> **The problem**
Please give the data below again in full, exactly as it stands.

> **Information shown**
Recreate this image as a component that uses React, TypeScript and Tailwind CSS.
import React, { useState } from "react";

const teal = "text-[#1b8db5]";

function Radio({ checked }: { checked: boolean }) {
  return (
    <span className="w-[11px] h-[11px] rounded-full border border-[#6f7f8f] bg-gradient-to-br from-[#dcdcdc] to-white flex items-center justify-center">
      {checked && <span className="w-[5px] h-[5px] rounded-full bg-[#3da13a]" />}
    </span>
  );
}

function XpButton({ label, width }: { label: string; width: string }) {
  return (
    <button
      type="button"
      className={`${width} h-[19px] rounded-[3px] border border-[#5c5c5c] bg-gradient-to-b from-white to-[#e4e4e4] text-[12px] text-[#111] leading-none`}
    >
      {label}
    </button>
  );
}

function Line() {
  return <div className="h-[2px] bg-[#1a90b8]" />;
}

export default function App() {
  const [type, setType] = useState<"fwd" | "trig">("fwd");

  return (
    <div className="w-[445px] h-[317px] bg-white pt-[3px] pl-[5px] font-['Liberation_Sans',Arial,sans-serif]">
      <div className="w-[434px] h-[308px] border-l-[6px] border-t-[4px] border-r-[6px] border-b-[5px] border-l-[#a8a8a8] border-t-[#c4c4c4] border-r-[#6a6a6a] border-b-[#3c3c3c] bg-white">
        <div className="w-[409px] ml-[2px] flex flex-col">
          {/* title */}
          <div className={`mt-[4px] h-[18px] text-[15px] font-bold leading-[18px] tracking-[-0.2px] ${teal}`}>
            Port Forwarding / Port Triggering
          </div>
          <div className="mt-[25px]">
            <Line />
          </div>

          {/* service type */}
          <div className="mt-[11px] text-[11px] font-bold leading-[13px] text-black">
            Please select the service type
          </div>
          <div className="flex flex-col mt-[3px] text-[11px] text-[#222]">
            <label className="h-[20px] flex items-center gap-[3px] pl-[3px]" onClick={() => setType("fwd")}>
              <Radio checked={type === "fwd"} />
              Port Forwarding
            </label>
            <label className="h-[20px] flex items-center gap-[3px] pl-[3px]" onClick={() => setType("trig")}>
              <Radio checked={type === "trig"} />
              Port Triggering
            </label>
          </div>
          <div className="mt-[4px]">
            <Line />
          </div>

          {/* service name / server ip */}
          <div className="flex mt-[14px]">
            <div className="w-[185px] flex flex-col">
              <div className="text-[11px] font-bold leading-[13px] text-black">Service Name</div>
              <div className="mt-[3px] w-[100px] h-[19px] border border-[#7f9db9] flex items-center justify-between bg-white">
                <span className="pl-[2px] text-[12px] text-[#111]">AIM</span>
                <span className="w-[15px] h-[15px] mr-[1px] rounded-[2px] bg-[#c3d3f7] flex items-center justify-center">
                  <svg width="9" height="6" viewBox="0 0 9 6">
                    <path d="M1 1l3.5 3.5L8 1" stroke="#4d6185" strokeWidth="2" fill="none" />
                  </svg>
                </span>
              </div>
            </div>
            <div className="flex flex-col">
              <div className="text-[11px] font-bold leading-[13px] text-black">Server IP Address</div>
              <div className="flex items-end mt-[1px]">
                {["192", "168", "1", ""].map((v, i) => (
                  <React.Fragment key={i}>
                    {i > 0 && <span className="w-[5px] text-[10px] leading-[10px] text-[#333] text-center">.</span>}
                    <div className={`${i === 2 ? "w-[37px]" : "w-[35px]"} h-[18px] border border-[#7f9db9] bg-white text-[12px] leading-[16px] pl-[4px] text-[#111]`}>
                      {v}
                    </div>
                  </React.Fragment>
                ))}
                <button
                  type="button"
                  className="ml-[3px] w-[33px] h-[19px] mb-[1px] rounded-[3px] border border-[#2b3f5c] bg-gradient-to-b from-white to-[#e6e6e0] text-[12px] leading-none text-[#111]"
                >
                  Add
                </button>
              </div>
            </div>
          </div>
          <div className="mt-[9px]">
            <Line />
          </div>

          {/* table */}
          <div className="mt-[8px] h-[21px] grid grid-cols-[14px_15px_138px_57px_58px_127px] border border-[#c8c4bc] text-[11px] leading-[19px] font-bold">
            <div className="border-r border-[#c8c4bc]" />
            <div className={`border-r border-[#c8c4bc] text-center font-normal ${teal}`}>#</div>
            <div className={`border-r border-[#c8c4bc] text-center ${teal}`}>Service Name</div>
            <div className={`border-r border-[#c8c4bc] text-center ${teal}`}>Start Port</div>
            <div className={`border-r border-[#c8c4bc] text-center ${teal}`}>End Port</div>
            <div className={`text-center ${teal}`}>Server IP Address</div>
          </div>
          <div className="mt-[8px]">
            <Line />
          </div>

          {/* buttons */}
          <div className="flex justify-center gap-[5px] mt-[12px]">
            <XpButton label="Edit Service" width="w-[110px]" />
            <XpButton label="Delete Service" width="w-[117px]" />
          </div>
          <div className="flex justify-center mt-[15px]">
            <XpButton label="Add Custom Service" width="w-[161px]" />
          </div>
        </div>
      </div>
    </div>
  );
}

> **Finished task**
Recreate this image as a component that uses React, TypeScript and Tailwind CSS.
import React, { useState } from "react";

const teal = "text-[#1b8db5]";

function Radio({ checked }: { checked: boolean }) {
  return (
    <span className="w-[11px] h-[11px] rounded-full border border-[#6f7f8f] bg-gradient-to-br from-[#dcdcdc] to-white flex items-center justify-center">
      {checked && <span className="w-[5px] h-[5px] rounded-full bg-[#3da13a]" />}
    </span>
  );
}

function XpButton({ label, width }: { label: string; width: string }) {
  return (
    <button
      type="button"
      className={`${width} h-[19px] rounded-[3px] border border-[#5c5c5c] bg-gradient-to-b from-white to-[#e4e4e4] text-[12px] text-[#111] leading-none`}
    >
      {label}
    </button>
  );
}

function Line() {
  return <div className="h-[2px] bg-[#1a90b8]" />;
}

export default function App() {
  const [type, setType] = useState<"fwd" | "trig">("fwd");

  return (
    <div className="w-[445px] h-[317px] bg-white pt-[3px] pl-[5px] font-['Liberation_Sans',Arial,sans-serif]">
      <div className="w-[434px] h-[308px] border-l-[6px] border-t-[4px] border-r-[6px] border-b-[5px] border-l-[#a8a8a8] border-t-[#c4c4c4] border-r-[#6a6a6a] border-b-[#3c3c3c] bg-white">
        <div className="w-[409px] ml-[2px] flex flex-col">
          {/* title */}
          <div className={`mt-[4px] h-[18px] text-[15px] font-bold leading-[18px] tracking-[-0.2px] ${teal}`}>
            Port Forwarding / Port Triggering
          </div>
          <div className="mt-[25px]">
            <Line />
          </div>

          {/* service type */}
          <div className="mt-[11px] text-[11px] font-bold leading-[13px] text-black">
            Please select the service type
          </div>
          <div className="flex flex-col mt-[3px] text-[11px] text-[#222]">
            <label className="h-[20px] flex items-center gap-[3px] pl-[3px]" onClick={() => setType("fwd")}>
              <Radio checked={type === "fwd"} />
              Port Forwarding
            </label>
            <label className="h-[20px] flex items-center gap-[3px] pl-[3px]" onClick={() => setType("trig")}>
              <Radio checked={type === "trig"} />
              Port Triggering
            </label>
          </div>
          <div className="mt-[4px]">
            <Line />
          </div>

          {/* service name / server ip */}
          <div className="flex mt-[14px]">
            <div className="w-[185px] flex flex-col">
              <div className="text-[11px] font-bold leading-[13px] text-black">Service Name</div>
              <div className="mt-[3px] w-[100px] h-[19px] border border-[#7f9db9] flex items-center justify-between bg-white">
                <span className="pl-[2px] text-[12px] text-[#111]">AIM</span>
                <span className="w-[15px] h-[15px] mr-[1px] rounded-[2px] bg-[#c3d3f7] flex items-center justify-center">
                  <svg width="9" height="6" viewBox="0 0 9 6">
                    <path d="M1 1l3.5 3.5L8 1" stroke="#4d6185" strokeWidth="2" fill="none" />
                  </svg>
                </span>
              </div>
            </div>
            <div className="flex flex-col">
              <div className="text-[11px] font-bold leading-[13px] text-black">Server IP Address</div>
              <div className="flex items-end mt-[1px]">
                {["192", "168", "1", ""].map((v, i) => (
                  <React.Fragment key={i}>
                    {i > 0 && <span className="w-[5px] text-[10px] leading-[10px] text-[#333] text-center">.</span>}
                    <div className={`${i === 2 ? "w-[37px]" : "w-[35px]"} h-[18px] border border-[#7f9db9] bg-white text-[12px] leading-[16px] pl-[4px] text-[#111]`}>
                      {v}
                    </div>
                  </React.Fragment>
                ))}
                <button
                  type="button"
                  className="ml-[3px] w-[33px] h-[19px] mb-[1px] rounded-[3px] border border-[#2b3f5c] bg-gradient-to-b from-white to-[#e6e6e0] text-[12px] leading-none text-[#111]"
                >
                  Add
                </button>
              </div>
            </div>
          </div>
          <div className="mt-[9px]">
            <Line />
          </div>

          {/* table */}
          <div className="mt-[8px] h-[21px] grid grid-cols-[14px_15px_138px_57px_58px_127px] border border-[#c8c4bc] text-[11px] leading-[19px] font-bold">
            <div className="border-r border-[#c8c4bc]" />
            <div className={`border-r border-[#c8c4bc] text-center font-normal ${teal}`}>#</div>
            <div className={`border-r border-[#c8c4bc] text-center ${teal}`}>Service Name</div>
            <div className={`border-r border-[#c8c4bc] text-center ${teal}`}>Start Port</div>
            <div className={`border-r border-[#c8c4bc] text-center ${teal}`}>End Port</div>
            <div className={`text-center ${teal}`}>Server IP Address</div>
          </div>
          <div className="mt-[8px]">
            <Line />
          </div>

          {/* buttons */}
          <div className="flex justify-center gap-[5px] mt-[12px]">
            <XpButton label="Edit Service" width="w-[110px]" />
            <XpButton label="Delete Service" width="w-[117px]" />
          </div>
          <div className="flex justify-center mt-[15px]">
            <XpButton label="Add Custom Service" width="w-[161px]" />
          </div>
        </div>
      </div>
    </div>
  );
}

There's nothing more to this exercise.